City of Okmulgee v. Berryhill ex rel. Berryhill

331 P.2d 940 | Okla. | 1958

DAVISON, Justice.

This action was commenced by David Berryhill, by and through his father and next friend, Jeff Berryhill, as plaintiff, against the City of Okmulgee, Oklahoma, as defendant. The parties will be referred to as they appeared in the trial court.

The defendant’s general demurrer to the petition was sustained and plaintiff was allowed a specified time within which to amend. After the expiration of said time, without any amendment having been made, *941defendant filed a motion for judgment. Subsequently, plaintiff’s attorney endorsed upon the appearance docket that the cause was dismissed and defendant moved to strike the endorsement. Upon hearing the court sustained the motion to strike, holding that plaintiff could not dismiss without permission of the court. Thereupon, the action was ordered dismissed without prejudice and from that order defendant has appealed contending that when the plaintiff failed to amend his petition within the time allowed after the demurrer was sustained, the trial court could do nothing but “render judgment for the defendant or order a dismissal with prejudice.”

We know of no case nor has our attention been called to any wherein this court has had a similar question presented for determination on a direct appeal from the order by the defendant. The cases .cited and relied upon by the parties have little bearing on the precise question since they consist of those wherein each plaintiff had appealed from an order sustaining the demurrer and dismissing the action with prejudice. In all of them this court approved such a dismissal where the plaintiff elected to stand upon his petition or refused to further plead.

In the case of Sanford v. Street, 178 Okl. 172, 62 P.2d 479, the order appealed from did dismiss the action without prejudice but the appeal therefrom was taken by the plaintiff and the question for determination was whether or not the same was a final appealable order, adverse to the plaintiff. It was held to be such an order.

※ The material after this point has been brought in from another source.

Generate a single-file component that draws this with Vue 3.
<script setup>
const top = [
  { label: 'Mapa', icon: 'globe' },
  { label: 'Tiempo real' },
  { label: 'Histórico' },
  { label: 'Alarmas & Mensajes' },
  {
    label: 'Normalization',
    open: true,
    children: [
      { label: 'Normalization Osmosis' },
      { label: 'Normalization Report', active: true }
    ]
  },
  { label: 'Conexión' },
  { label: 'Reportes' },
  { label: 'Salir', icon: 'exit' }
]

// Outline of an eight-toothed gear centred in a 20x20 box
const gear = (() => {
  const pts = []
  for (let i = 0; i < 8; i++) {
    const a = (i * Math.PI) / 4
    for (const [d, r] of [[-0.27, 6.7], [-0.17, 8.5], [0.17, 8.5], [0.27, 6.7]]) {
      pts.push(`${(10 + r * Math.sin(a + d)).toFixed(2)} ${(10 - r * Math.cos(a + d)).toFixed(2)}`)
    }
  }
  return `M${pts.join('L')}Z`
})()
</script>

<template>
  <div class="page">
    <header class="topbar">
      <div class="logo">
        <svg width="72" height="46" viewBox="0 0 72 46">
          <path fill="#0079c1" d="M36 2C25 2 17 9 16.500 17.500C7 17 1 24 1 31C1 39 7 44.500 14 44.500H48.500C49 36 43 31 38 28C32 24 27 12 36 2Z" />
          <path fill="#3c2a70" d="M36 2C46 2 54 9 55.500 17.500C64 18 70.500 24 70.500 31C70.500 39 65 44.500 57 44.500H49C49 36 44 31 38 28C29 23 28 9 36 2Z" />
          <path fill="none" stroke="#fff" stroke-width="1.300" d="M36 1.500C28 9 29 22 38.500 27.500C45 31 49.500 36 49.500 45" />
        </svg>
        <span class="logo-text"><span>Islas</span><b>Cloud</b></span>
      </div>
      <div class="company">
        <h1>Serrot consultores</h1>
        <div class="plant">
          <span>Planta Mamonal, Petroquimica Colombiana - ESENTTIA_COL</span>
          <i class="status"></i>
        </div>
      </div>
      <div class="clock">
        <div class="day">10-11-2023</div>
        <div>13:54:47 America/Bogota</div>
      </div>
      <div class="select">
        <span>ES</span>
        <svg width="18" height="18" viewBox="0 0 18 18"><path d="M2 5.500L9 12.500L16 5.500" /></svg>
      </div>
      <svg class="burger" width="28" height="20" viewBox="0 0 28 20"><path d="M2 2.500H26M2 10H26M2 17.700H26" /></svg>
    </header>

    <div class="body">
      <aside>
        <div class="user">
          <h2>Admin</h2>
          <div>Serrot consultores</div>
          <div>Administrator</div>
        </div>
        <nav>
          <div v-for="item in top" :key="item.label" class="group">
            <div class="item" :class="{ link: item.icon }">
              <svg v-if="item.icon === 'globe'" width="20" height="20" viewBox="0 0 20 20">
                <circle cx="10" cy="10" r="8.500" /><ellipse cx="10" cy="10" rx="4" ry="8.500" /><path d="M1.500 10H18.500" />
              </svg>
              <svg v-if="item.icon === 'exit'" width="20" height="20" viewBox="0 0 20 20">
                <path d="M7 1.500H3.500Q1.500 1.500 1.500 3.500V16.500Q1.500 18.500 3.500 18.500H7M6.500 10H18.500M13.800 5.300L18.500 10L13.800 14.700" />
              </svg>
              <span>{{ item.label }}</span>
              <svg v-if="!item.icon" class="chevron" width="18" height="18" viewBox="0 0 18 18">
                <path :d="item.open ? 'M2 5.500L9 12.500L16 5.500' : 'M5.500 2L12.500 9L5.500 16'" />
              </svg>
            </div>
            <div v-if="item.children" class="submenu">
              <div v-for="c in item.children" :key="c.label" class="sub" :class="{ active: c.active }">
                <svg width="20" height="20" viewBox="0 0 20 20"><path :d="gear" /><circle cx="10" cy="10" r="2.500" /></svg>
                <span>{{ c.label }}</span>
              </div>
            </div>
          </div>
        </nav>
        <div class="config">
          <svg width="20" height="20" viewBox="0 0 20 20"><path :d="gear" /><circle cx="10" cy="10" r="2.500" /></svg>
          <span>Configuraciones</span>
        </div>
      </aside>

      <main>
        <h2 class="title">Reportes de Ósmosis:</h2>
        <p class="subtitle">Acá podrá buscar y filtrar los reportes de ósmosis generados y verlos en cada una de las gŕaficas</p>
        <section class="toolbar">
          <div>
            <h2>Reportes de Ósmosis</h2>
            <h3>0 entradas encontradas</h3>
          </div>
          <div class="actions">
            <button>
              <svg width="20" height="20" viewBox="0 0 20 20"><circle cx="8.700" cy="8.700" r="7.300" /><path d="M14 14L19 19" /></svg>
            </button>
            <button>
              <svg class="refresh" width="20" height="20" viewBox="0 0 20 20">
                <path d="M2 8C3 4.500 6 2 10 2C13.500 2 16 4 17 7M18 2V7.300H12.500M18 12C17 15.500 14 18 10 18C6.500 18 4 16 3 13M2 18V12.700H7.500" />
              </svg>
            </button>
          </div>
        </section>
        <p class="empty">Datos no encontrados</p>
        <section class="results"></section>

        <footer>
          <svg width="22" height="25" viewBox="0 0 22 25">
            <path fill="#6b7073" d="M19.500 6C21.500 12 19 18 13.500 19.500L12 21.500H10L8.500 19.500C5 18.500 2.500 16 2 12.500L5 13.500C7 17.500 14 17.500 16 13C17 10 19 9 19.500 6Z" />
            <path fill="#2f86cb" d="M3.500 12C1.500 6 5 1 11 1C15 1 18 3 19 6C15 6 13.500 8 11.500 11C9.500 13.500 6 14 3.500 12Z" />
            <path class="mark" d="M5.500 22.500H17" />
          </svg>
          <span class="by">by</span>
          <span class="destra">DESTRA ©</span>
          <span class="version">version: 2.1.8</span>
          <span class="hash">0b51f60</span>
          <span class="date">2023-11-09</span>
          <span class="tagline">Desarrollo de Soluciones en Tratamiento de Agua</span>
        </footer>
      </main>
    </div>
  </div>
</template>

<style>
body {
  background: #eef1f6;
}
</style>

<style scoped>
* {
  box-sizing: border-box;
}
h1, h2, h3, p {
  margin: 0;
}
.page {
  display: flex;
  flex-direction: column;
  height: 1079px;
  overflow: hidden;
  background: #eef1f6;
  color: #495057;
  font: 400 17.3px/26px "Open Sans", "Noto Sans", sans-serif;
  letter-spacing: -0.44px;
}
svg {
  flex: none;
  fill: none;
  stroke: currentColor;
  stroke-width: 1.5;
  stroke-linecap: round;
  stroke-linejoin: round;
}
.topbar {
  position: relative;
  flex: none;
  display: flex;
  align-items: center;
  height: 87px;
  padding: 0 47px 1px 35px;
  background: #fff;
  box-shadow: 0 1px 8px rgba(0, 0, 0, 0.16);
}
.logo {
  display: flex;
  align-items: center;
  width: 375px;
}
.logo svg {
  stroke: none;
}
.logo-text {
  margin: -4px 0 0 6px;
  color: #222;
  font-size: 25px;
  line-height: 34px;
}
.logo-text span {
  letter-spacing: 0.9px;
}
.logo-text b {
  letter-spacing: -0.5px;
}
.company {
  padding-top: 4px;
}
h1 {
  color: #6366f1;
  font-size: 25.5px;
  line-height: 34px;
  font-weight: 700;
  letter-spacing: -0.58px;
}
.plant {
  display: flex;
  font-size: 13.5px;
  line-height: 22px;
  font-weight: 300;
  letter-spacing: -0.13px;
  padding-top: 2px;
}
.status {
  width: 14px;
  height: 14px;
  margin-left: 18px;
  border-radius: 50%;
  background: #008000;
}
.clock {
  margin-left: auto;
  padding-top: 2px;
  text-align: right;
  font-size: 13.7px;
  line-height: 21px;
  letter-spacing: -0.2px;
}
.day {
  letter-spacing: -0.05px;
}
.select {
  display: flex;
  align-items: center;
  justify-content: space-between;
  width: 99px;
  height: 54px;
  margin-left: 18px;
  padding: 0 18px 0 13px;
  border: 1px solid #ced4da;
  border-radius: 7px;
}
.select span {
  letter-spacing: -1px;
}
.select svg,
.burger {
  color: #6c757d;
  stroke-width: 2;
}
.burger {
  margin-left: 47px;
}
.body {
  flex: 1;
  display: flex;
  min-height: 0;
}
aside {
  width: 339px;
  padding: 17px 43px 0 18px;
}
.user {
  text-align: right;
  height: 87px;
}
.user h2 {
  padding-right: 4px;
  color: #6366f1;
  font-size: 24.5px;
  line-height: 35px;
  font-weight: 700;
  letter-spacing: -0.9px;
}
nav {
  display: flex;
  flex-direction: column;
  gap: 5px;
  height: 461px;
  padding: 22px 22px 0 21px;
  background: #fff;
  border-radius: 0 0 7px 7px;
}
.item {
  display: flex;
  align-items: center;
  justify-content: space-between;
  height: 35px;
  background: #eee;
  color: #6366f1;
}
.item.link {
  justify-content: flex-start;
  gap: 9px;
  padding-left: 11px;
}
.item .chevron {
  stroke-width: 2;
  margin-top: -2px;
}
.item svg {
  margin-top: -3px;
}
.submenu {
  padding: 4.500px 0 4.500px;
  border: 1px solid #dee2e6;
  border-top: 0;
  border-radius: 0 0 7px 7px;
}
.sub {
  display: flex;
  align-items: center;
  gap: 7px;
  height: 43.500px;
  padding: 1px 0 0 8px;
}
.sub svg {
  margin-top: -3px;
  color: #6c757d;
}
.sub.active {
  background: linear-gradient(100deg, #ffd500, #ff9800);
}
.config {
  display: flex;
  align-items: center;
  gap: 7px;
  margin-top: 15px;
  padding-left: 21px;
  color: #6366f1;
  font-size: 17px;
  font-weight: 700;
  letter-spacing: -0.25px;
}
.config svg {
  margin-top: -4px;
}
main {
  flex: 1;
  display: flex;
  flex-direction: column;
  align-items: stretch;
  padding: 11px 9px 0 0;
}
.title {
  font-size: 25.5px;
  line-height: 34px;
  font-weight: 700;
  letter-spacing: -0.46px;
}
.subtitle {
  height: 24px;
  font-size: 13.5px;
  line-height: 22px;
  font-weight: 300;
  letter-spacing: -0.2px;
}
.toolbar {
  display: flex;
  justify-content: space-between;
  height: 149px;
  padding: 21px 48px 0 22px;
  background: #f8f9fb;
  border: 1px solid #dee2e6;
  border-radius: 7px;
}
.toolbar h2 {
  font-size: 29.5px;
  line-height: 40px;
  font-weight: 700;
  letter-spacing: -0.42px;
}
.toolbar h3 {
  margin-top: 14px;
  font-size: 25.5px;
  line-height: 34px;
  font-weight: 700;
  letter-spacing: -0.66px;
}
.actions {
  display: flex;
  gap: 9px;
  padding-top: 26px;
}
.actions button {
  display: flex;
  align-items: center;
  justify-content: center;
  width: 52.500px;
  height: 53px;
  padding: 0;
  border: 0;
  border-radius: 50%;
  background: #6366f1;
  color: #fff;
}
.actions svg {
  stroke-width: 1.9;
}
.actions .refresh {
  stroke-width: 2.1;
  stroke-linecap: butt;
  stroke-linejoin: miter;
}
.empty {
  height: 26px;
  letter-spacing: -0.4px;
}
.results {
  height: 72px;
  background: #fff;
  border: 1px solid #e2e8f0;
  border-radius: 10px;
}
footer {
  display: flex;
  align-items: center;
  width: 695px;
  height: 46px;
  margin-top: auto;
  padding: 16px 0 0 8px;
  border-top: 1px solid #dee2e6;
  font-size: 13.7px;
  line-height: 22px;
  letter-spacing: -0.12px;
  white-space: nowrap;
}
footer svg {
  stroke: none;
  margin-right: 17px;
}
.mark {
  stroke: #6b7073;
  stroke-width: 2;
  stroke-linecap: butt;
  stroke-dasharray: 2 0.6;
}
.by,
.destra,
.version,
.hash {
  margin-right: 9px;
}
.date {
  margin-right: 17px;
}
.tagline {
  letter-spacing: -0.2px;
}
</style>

This appeal raises the question of authority of the trial court to make the order. In the case of Lisle v. Anderson, 61 Okl. 68, 159 P. 278, 281, L.R.A.1917A, 128, a similar order was made on motion of the plaintiff and no appeal was taken. The case was refiled, tried and appealed. In the appeal in the subsequent case, the defendant urged the same proposition as here. There are slight differences in the factual situations but the same rules- of law are equally applicable. Therein the following statement by the Kansas Court in the case of Ashmead v. Ashmead, 23 Kan. 262, at page 263, was quoted and adopted:

“It will be conceded that, after the final submission of the case, the plaintiff had no right to a dismissal without prejudice. Up to that time she had such right, and could exercise it of her own option, without the consent of the defendant or the permission of the court. At that time her rights in that respect ceased. But has not the court the power in its discretion to permit a plaintiff, even after the final submission, to recall that submission, and dismiss without prejudice? It would be both strange and harsh if such power did not exist.”

The sustaining of a demurrer to a petition is not necessarily a final order and that is particularly true where plaintiff is granted permission to amend or elect to stand on his petition. In the case before us the defendant recognized that fact, hence the motion for final judgment. We see no reason to depart from the rule in the Lisle v. Anderson case, supra.

Because it is not here raised, we have not considered nor do we determine whether or not plaintiff’s dismissal was effective, without an order of court permitting it.

The judgment is affirmed.

WELCH, C. J., and HALLEY, JOHNSON, WILLIAMS, BLACKBIRD, JACKSON and CARLILE, JJ., concur.